Phonetically, the Nakho-Dagestanian languages have an abundance of consonants and relatively few vowels. Obstruents and affricates have three-way or four-way oppositions (voiced, aspirated, unaspirated, or globalized). A two-consonant structure is predominant in simple nominal stems, and a single-consonant structure is typical for verbs. There is vowel alternation. Stress is dynamic and weak. The morphology is well developed, with synthetic forms predominating over analytical forms. The noun has categories of case, number and, less often, class. In addition to the basic cases (ergative, absolute, genitive, and dative), the extremely rich case paradigm includes a large number of locatives, which are grouped into series.
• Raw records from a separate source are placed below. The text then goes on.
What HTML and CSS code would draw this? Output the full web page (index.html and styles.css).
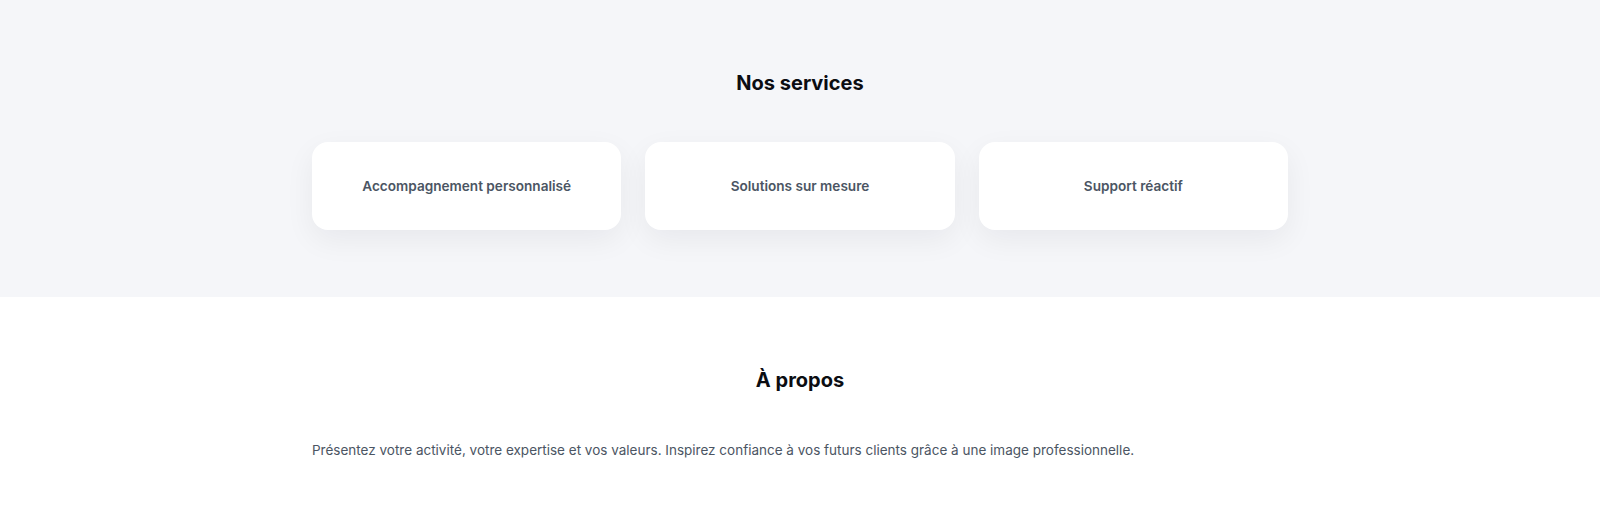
FILE: index.html
```html
<!DOCTYPE html>
<html lang="fr">
<head>
    <meta charset="UTF-8">
    <meta name="viewport" content="width=device-width, initial-scale=1.0">
    <title>Nos services</title>
    <link rel="stylesheet" href="styles.css">
</head>
<body>
    <section class="section services">
        <div class="container">
            <h2>Nos services</h2>
            <div class="cards">
                <div class="card">Accompagnement personnalisé</div>
                <div class="card">Solutions sur mesure</div>
                <div class="card">Support réactif</div>
            </div>
        </div>
    </section>

    <section class="section about">
        <div class="container">
            <h2>À propos</h2>
            <p>Présentez votre activité, votre expertise et vos valeurs. Inspirez confiance à vos futurs clients grâce à une image professionnelle.</p>
        </div>
    </section>
</body>
</html>
```

FILE: styles.css
```css
body {
    font-family: Inter, "Noto Sans", Arial, sans-serif;
    margin: 0;
    background: #ffffff;
    color: #111827;
}
.container {
    max-width: 976px;
    margin: 0 auto;
}
.section {
    padding: 69px 0 67px;
}
.services {
    background-color: #f5f6f9;
}
h2 {
    text-align: center;
    font-size: 20px;
    line-height: 28px;
    font-weight: 700;
    color: #0b0d12;
    margin: 0 0 45px;
}
.cards {
    display: grid;
    grid-template-columns: repeat(3, 1fr);
    gap: 24px;
}
.card {
    background: white;
    border-radius: 16px;
    padding: 32px 16px;
    text-align: center;
    font-size: 13.6px;
    line-height: 24px;
    font-weight: 600;
    color: #4b5563;
    box-shadow: 0 10px 30px rgba(15, 23, 42, 0.06);
}
.about h2 {
    margin-bottom: 44px;
}
.about p {
    margin: 0;
    font-size: 13.5px;
    line-height: 24px;
    color: #4b5563;
}
```
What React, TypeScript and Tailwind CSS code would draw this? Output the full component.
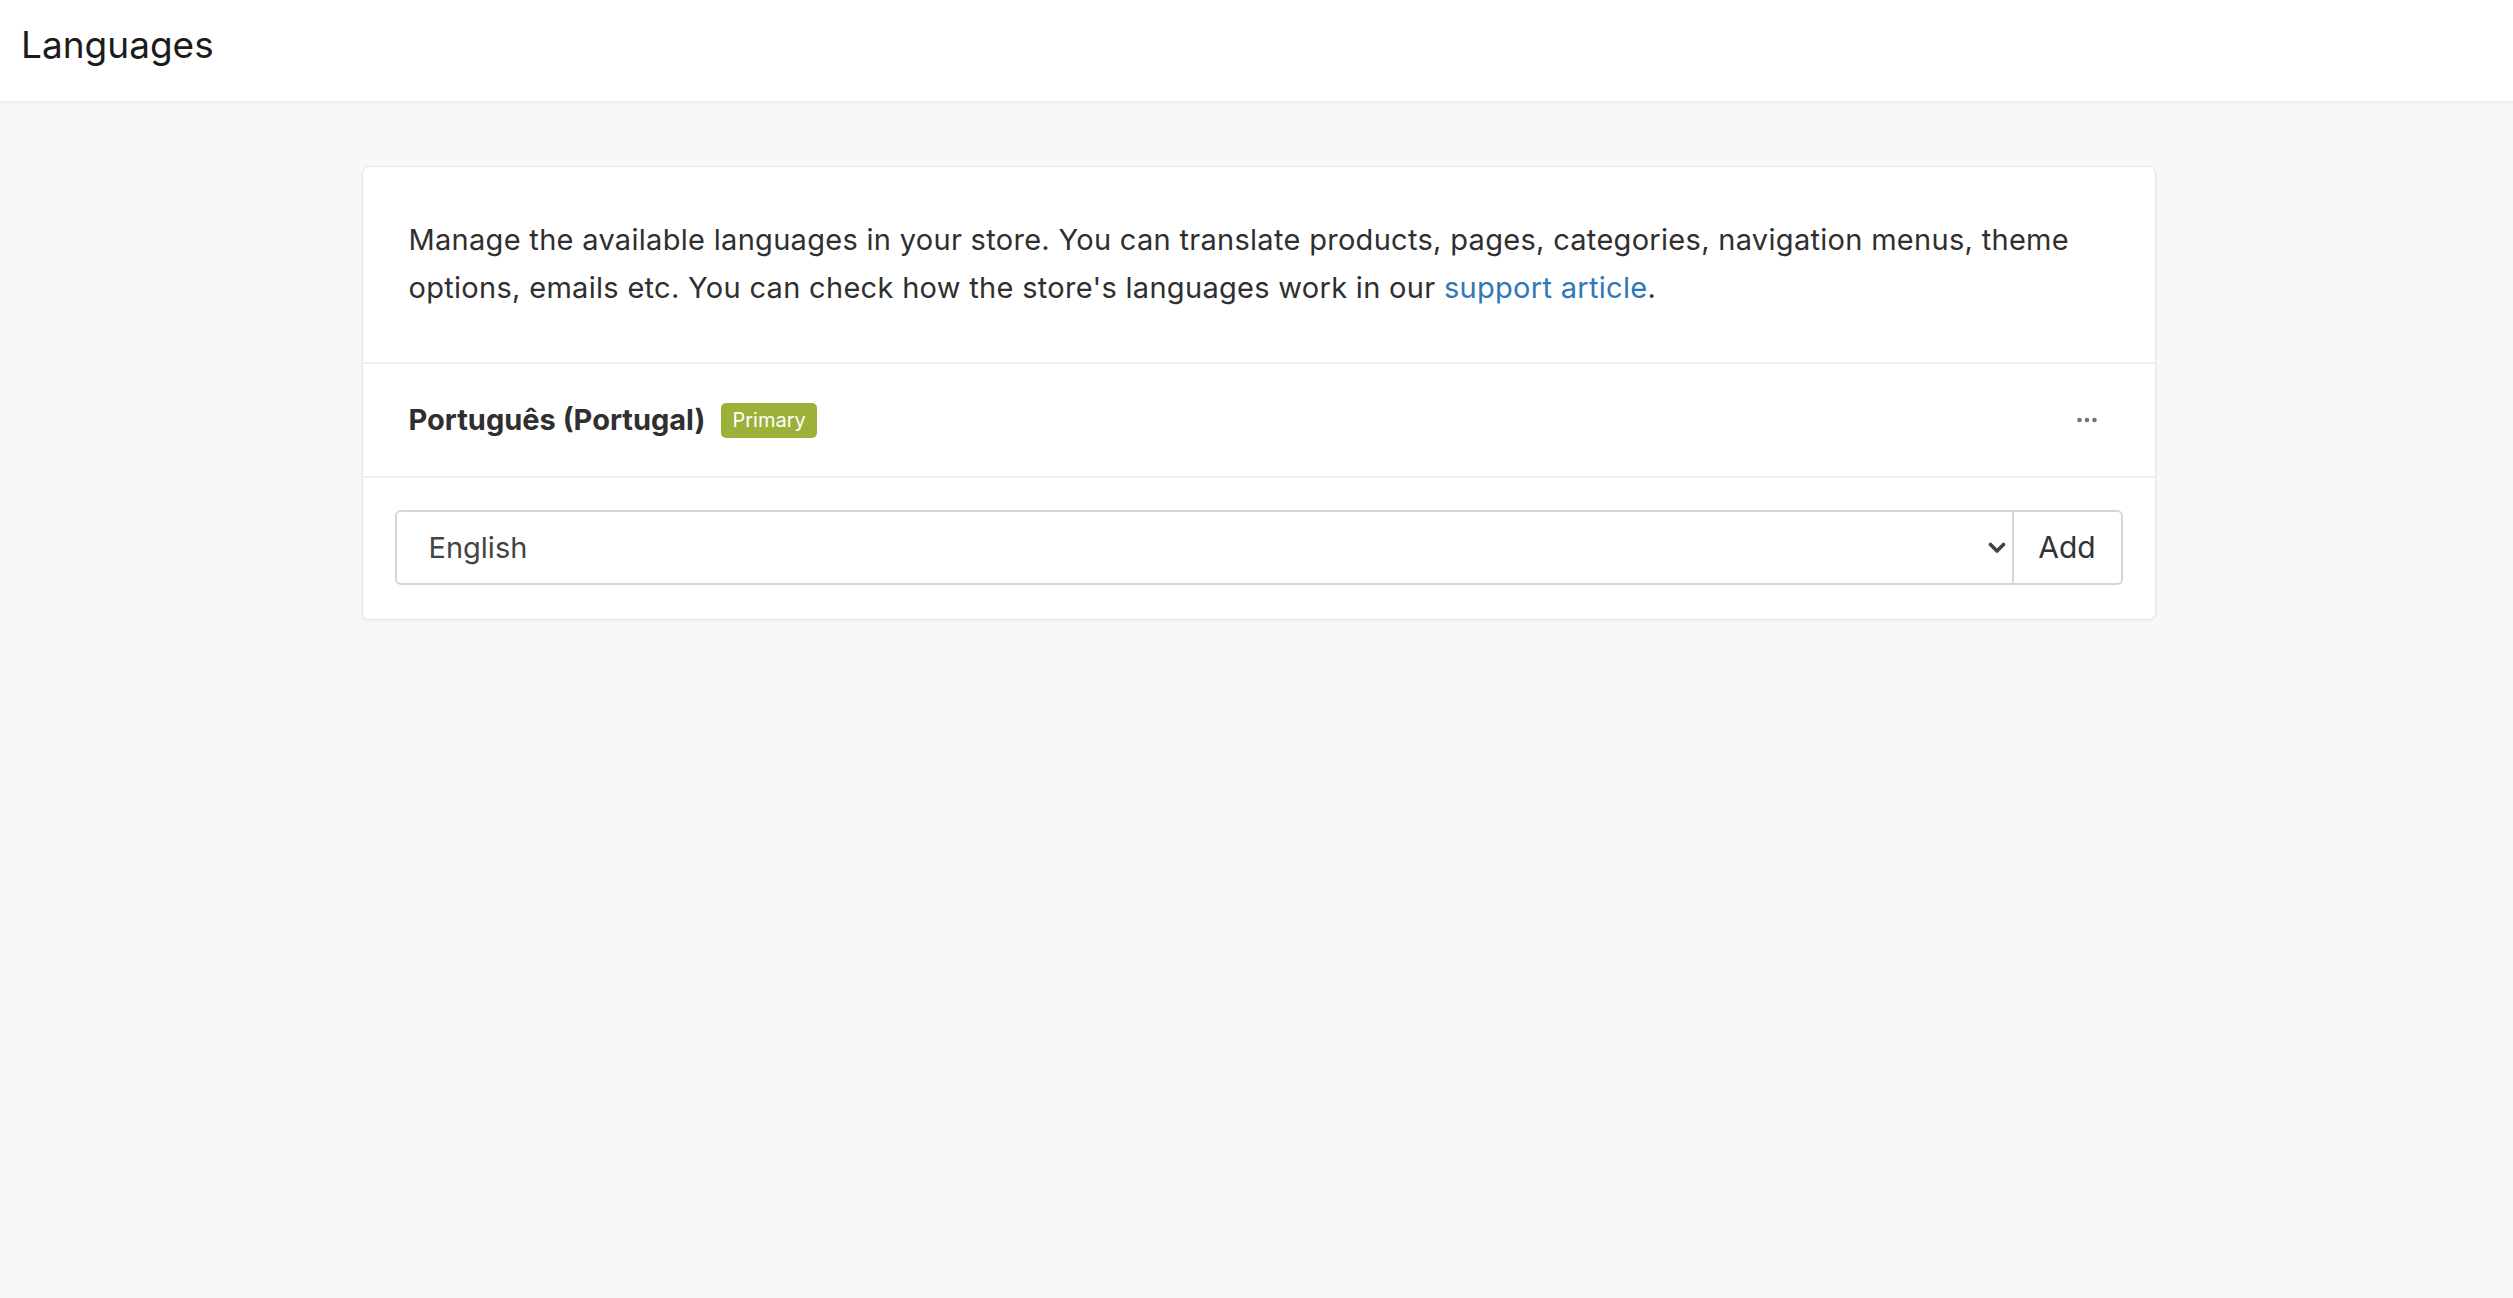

Postpositions take the place of prepositions. The verb is distinguished by the categories of class, tense, mood, causality, and sometimes aspect. A class principle of conjugation (using prefixes), rather than a personal principle, is predominant. Voice is not well developed. Participles and adverbial participles are widely used. Syntax is characterized by ergative phrase typology; the transitive verb determines the ergative construction of a phrase, and the intransitive verb determines its absolute construction; verbs of feeling and perception determine its affective construction. Nominal members are governed grammatically by the predicate. The word order is subject + object + predicate. The attributive precedes the dependent member. Hypotaxis is relatively weakly developed. Nouns usually belong to semantic classes; this is reflected in the form of the words associated with the nouns. Derivational possibilities are limited. Russianisms and Eastern Muslim internationalisms constitute the principal strata of borrowings.

REFERENCES

Klimov, G. A. Kavkazskie iazyki. Moscow, 1965.
Desheriev, Iu. D. “Nakhskie iazyki.” In the collection Iazyki narodo SSSR, vol. 4. Moscow, 1967.
Bokarev, E. A. “Dagestanskie iazyki.” In the collection Iazyki narodov SSSR, vol. 4.Moscow, 1967.